Шекспир на грани. В Рязани поставили «Гамлета»
Перенести сюжет классической пьесы, написанной еще XVII веке, в современность не так-то просто, но каждое десятилетие все новые и новые режиссеры продолжают пробовать и пытаться. Шекспир писал на все времена, об этом вам скажет любой ценитель литературы. Будь то «Король лир», «Отелло» или «Гамлет» — сюжет каждой из пьес найдет отражение и в XIX, и в XXI веке.
Быть может поэтому многие мировые театры уже не стараются ограничивать постановки по Шекспиру определенными временными рамками. По такому пути пошел и Рязанский театр драмы, где в четверг, 21 апреля, состоялась одна из главных премьер сезона — «Гамлет» Карена Нерсисяна.
Постановка была заявлена не просто как философская трагедия, затрагивающая важнейшие человеческие вопросы жизни и смерти, а как произведение, отражающее внутренние проблемы каждого, в котором каждый может найти в любой период своей жизни кульминационную точку разрыва собственного бытия.
В спектакле нет напыщенных королевских убранств, корон, пышных платьев или накрахмаленных воротников, ровно как и нет подобного в декорациях. Минимализм и акценты — таков рязанский «Гамлет». Сложно определить эпоху, в рамках которой развивается действие. Быть может, таким образом режиссер хочет показать зрителю, что рассказанное — вечно и не имеет срока давности.
На сцене — серое безликое общество: котелки, пиджаки, бумаги. Полоний (Юрий Борисов) — типичный слуга власти, готовый правдой и неправдой выслужиться перед своим королем, Клавдий (Александр Зайцев) — человек, жаждущий лишь силы и идущий к своей цели по головам, лишенный морали и принципов, Гамлет (Роман Горбачев) — запутавшийся и обессиленный, загнанный в угол собственными терзаниями. В каждом из героев находятся те или иные черты людей, которые живут и в нашем модернизированном мире.
Перебирая образы, написанные рукой Шекспира, режиссер плавно сплел их одним главным лейтмотивом: «Дания — тюрьма». Об этом кричат две главные декорации спектакля, которые то поворачиваются к зрителю, зияя черными дырами дверей, то облачают свой стальной оскал тюремных прутьев, среди которых путаются Гамлет, Офелия, Лаэрт...
Не менее тонко расставила визуальные акценты художник по костюмам Татьяна Виданова. Буквально с первых минут спектакля со сцены уже кричит о своей порочности образ Гертруды (Марина Мясникова). Красное платье, красные туфли и их продолжение — красные чулки, в минуты скорби по королю лишь подчеркивают ее беспринципную душу, поддавшуюся страстям. И здесь же — ее антипод, невинная Офелия (Анастасия Бурмистрова) в летящем белом платье, словно мотылек, порхает так же нежно и так же беззащитно.

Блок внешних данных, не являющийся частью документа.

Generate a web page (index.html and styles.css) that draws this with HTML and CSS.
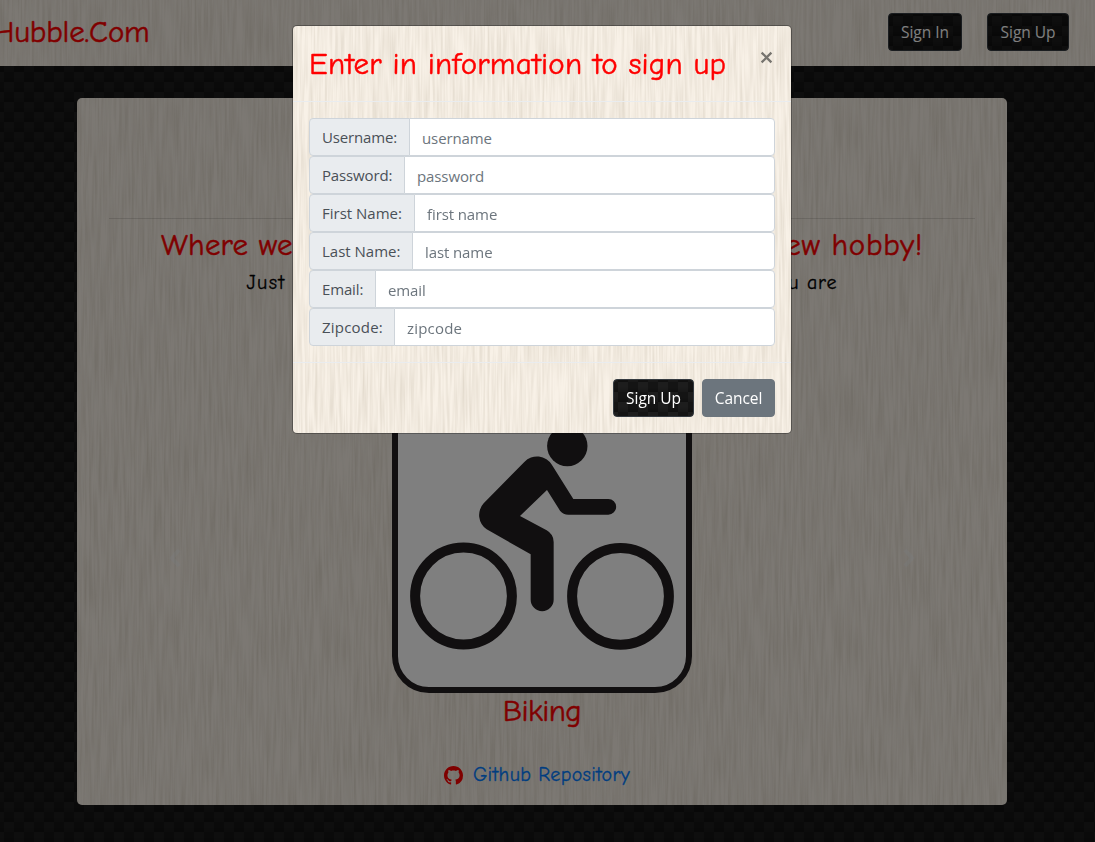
FILE: index.html
```html
<!DOCTYPE html>
<html lang="en">
<head>
<meta charset="utf-8">
<title>Hubble.Com</title>
<link rel="stylesheet" href="styles.css">
</head>
<body>
<nav class="navbar wood">
  <a class="brand">Hubble.Com</a>
  <div class="nav-actions"><button class="btn carbon signin">Sign In</button><button class="btn carbon signup">Sign Up</button></div>
</nav>
<main class="card wood">
  <hr class="rule">
  <h2 class="tagline"><span class="tag-left">Where we</span><span class="tag-right">new hobby!</span></h2>
  <p class="lead"><span class="lead-left">Just</span><span class="lead-right">you are</span></p>
  <section class="carousel">
    <svg class="chevron" viewBox="0 0 12 20"><path d="M10 2 3 10l7 8"/></svg>
    <svg class="bike" viewBox="0 0 300 300">
      <rect x="3" y="3" width="294" height="294" rx="34" fill="#fff" stroke="#221e20" stroke-width="6"/>
      <g fill="none" stroke="#221e20" stroke-width="10"><circle cx="71.5" cy="203" r="48.4"/><circle cx="228.5" cy="203.3" r="48.4"/></g>
      <circle cx="175.3" cy="53" r="20.2" fill="#221e20"/>
      <path transform="translate(-2 37) scale(.33333)" fill="#221e20" d="M403 96A52 52 0 0 1 486 105L550 207H655A23.5 23.5 0 0 1 655 254H535Q520 254 510 242L471 180 390 258 470 301Q491 313 491 336V509A34.5 34.5 0 0 1 422 509V373L290 298A52 52 0 0 1 281 220Z"/>
    </svg>
    <svg class="chevron" viewBox="0 0 12 20"><path d="m2 2 7 8-7 8"/></svg>
  </section>
  <h3 class="hobby">Biking</h3>
  <footer class="repo">
    <svg class="github" viewBox="0 0 16 16"><path d="M8 0C3.58 0 0 3.58 0 8c0 3.54 2.29 6.53 5.47 7.59.4.07.55-.17.55-.38 0-.19-.01-.82-.01-1.49-2.01.37-2.53-.49-2.69-.94-.09-.23-.48-.94-.82-1.13-.28-.15-.68-.52-.01-.53.63-.01 1.08.58 1.23.82.72 1.21 1.87.87 2.33.66.07-.52.28-.87.51-1.07-1.78-.2-3.64-.89-3.64-3.95 0-.87.31-1.59.82-2.15-.08-.2-.36-1.02.08-2.12 0 0 .67-.21 2.2.82.64-.18 1.32-.27 2-.27s1.36.09 2 .27c1.53-1.04 2.2-.82 2.2-.82.44 1.1.16 1.92.08 2.12.51.56.82 1.27.82 2.15 0 3.07-1.87 3.75-3.65 3.95.29.25.54.73.54 1.48 0 1.07-.01 1.93-.01 2.2 0 .21.15.46.55.38A8.01 8.01 0 0 0 16 8c0-4.42-3.58-8-8-8z"/></svg>
    <a class="repo-link">Github Repository</a>
  </footer>
</main>
<div class="backdrop">
  <div class="modal wood" role="dialog">
    <header class="modal-header"><h2 class="modal-title">Enter in information to sign up</h2>
      <svg class="close" viewBox="0 0 12 12"><path d="m1.5 1.5 9 9m0-9-9 9"/></svg></header>
    <form class="modal-body">
      <div class="group"><label class="label w-user">Username:</label><input class="field" placeholder="username"></div>
      <div class="group"><label class="label w-pass">Password:</label><input class="field" placeholder="password"></div>
      <div class="group"><label class="label w-first">First Name:</label><input class="field" placeholder="first name"></div>
      <div class="group"><label class="label w-last">Last Name:</label><input class="field" placeholder="last name"></div>
      <div class="group"><label class="label w-email">Email:</label><input class="field" placeholder="email"></div>
      <div class="group"><label class="label w-zip">Zipcode:</label><input class="field wide" placeholder="zipcode"></div>
    </form>
    <footer class="modal-footer"><button class="btn carbon submit">Sign Up</button><button class="btn cancel">Cancel</button></footer>
  </div>
</div>
</body>
</html>
```
FILE: styles.css
```css
* { box-sizing: border-box; }
body, .carbon {
  background-color: #191919;
  background-image:
    repeating-linear-gradient(#0000 0 5px, #0003 10px),
    conic-gradient(#141414 25%, #1d1d1d 0 50%, #141414 0 75%, #1d1d1d 0);
  background-size: 20px 20px;
  background-position: 4px 2px;
}
body {
  margin: 0;
  height: 842px;
  overflow: hidden;
  font-family: "Open Sans", "Noto Sans", sans-serif;
  font-size: 15px;
}
.wood {
  background-color: #f8f1e7;
  background-image: url("data:image/svg+xml,%3Csvg xmlns='http://www.w3.org/2000/svg' width='512' height='512'%3E%3Cfilter id='g' x='0' y='0' width='100%25' height='100%25'%3E%3CfeTurbulence type='fractalNoise' baseFrequency='.4 .018' numOctaves='2' seed='8' stitchTiles='stitch'/%3E%3CfeColorMatrix values='0 0 0 0 .35 0 0 0 0 .29 0 0 0 0 .2 .4 0 0 0 -.13'/%3E%3C/filter%3E%3Crect width='512' height='512' filter='url(%23g)'/%3E%3C/svg%3E");
}
h2, h3, p { margin: 0; font-weight: 400; }
.brand, .tagline, .hobby, .modal-title, .lead, .repo-link { font-family: "Comic Sans MS", "Comic Neue", Lato, sans-serif; white-space: nowrap; -webkit-text-stroke: .3px currentColor; }
.brand, .tagline, .hobby, .modal-title { color: #f00; font-size: 31px; line-height: 34px; -webkit-text-stroke-width: .5px; }
.navbar { height: 66px; display: flex; align-items: center; justify-content: space-between; padding-right: 26px; }
.brand { margin: -2px 0 0 -8px; letter-spacing: -.2px; }
.nav-actions { display: flex; gap: 25px; margin-top: -2px; }
.btn {
  height: 38px;
  padding: 0;
  border: 1px solid #343a40;
  border-radius: 4px;
  color: #fff;
  font: 15.5px "Open Sans", sans-serif;
  letter-spacing: -.05px;
}
.signin { width: 74px; }
.signup { width: 82px; }
.card { width: 930px; height: 707px; margin: 32px 0 0 77px; padding: 120px 32px 0; border-radius: 5px; display: flex; flex-direction: column; align-items: center; }
.rule { width: 866px; margin: 0 0 9px; border: 0; border-top: 1px solid rgba(0, 0, 0, .12); }
.tagline { width: 762px; display: flex; justify-content: space-between; }
.tag-left { letter-spacing: .2px; }
.tag-right { letter-spacing: .65px; }
.lead { width: 591px; margin-top: 7px; display: flex; justify-content: space-between; font-size: 20px; line-height: 28px; letter-spacing: .9px; }
.lead-left { letter-spacing: 1.4px; }
.carousel { width: 746px; height: 300px; margin-top: 96px; display: flex; justify-content: space-between; align-items: center; }
.bike { width: 300px; height: 300px; }
.chevron { width: 12px; height: 20px; margin-top: 30px; fill: none; stroke: #f4faff; stroke-width: 4; opacity: .3; }
.hobby { margin-top: 1px; letter-spacing: -.6px; }
.repo { display: flex; align-items: center; gap: 10px; margin: 33px 10px 0 0; }
.github { width: 19px; height: 19px; fill: #f00; }
.repo-link { color: #007bff; font-size: 20px; line-height: 28px; letter-spacing: .35px; }
.backdrop { position: fixed; inset: 0; background: rgba(0, 0, 0, .5); padding: 26px 0 0 293px; }
.modal { width: 498px; height: 407px; border-radius: 4px; box-shadow: 0 0 0 1px rgba(0, 0, 0, .3); }
.modal-header { height: 76px; padding: 21px 18px 0 16px; border-bottom: 1px solid #e9ecef; display: flex; justify-content: space-between; }
.modal-title { letter-spacing: .24px; }
.close { width: 13px; height: 13px; flex: none; margin-top: 4px; fill: none; stroke: #77746f; stroke-width: 2.1; }
.modal-body { padding: 16px; height: 260px; }
.group { display: flex; height: 38px; }
.label { flex: none; padding: 0 0 0 12px; border: 1px solid #ced4da; border-radius: 4px 0 0 4px; background: #e9ecef; color: #495057; line-height: 36px; letter-spacing: -.15px; }
.field { flex: 1; min-width: 0; margin-left: -1px; padding: 2px 12px 0; border: 1px solid #ced4da; border-radius: 0 4px 4px 0; background: #fff; font: 15px "Open Sans", sans-serif; letter-spacing: -.1px; }
.wide { letter-spacing: .2px; }
.field::placeholder { color: #6c757d; opacity: 1; }
.w-user { width: 101px; }
.w-pass { width: 96px; }
.w-first { width: 106px; letter-spacing: 0; }
.w-last { width: 104px; letter-spacing: 0; }
.w-email { width: 67px; }
.w-zip { width: 86px; letter-spacing: .2px; }
.modal-footer { border-top: 1px solid #e9ecef; padding: 16px; display: flex; justify-content: flex-end; gap: 8px; }
.submit { width: 81px; }
.cancel { width: 73px; background: #6c757d; border-color: #6c757d; }
```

Рассказывая о «Гамлете», невозможно не упомянуть и о главном герое, хотя в этой постановке он вышел и не таким ярким, каким должен быть. И дело не в невзрачных одеждах, несуразных и лишенных логики, дабы подчеркнуть безумие его души, не в слишком быстро произнесенных и в некоторых местах съеденных диалогах.
Дело в том, что Гамлет в этой трактовке открылся зрителю больше как истеричный, загнанный в угол зверь, бросающийся от безысходности на всех и вся, нежели как меланхолик, одержимый жаждой мести и погруженный в терзания души. Слишком много экспрессии, энергии и крика. Возможно, подобная трактовка образа должна была предать постановке остроты и психологизма. Жаль только, что кульминация миновала знаменитый монолог Гамлета «быть или не быть», и он остался незамеченным среди шума и суеты общего действия.
Однако, прежде чем вешать ярлыки и махать руками в сторону, стоит вспомнить о том, что создавать собственную трактовку пьесы, существующей уже пятое столетие, куда сложнее, чем поставить ее по классическим канонам. Тем более, что здесь она вышла, например, лучше современного прочтения от режиссера Александровского театра (Санкт-Петербург) Вадима Леванова, где с современностью был явный перебор, а главный герой на сцене открыто злоупотреблял алкоголем.
Не встретился в рязанской трактовке и Гамлет в футболке с Дэвидом Боуи, как в спектакле Линдси Тернер с Бенедиктом Камбербэтчем в главной роли. Карен Нерсисян смог выдержать в своей постановке ту важную грань между эпатажем и абсурдом, гротеском и сумасбродством, и представил на суд рязанскому зрителю именно авторское произведение, оригинальный сюжет которого тоже имеет место быть.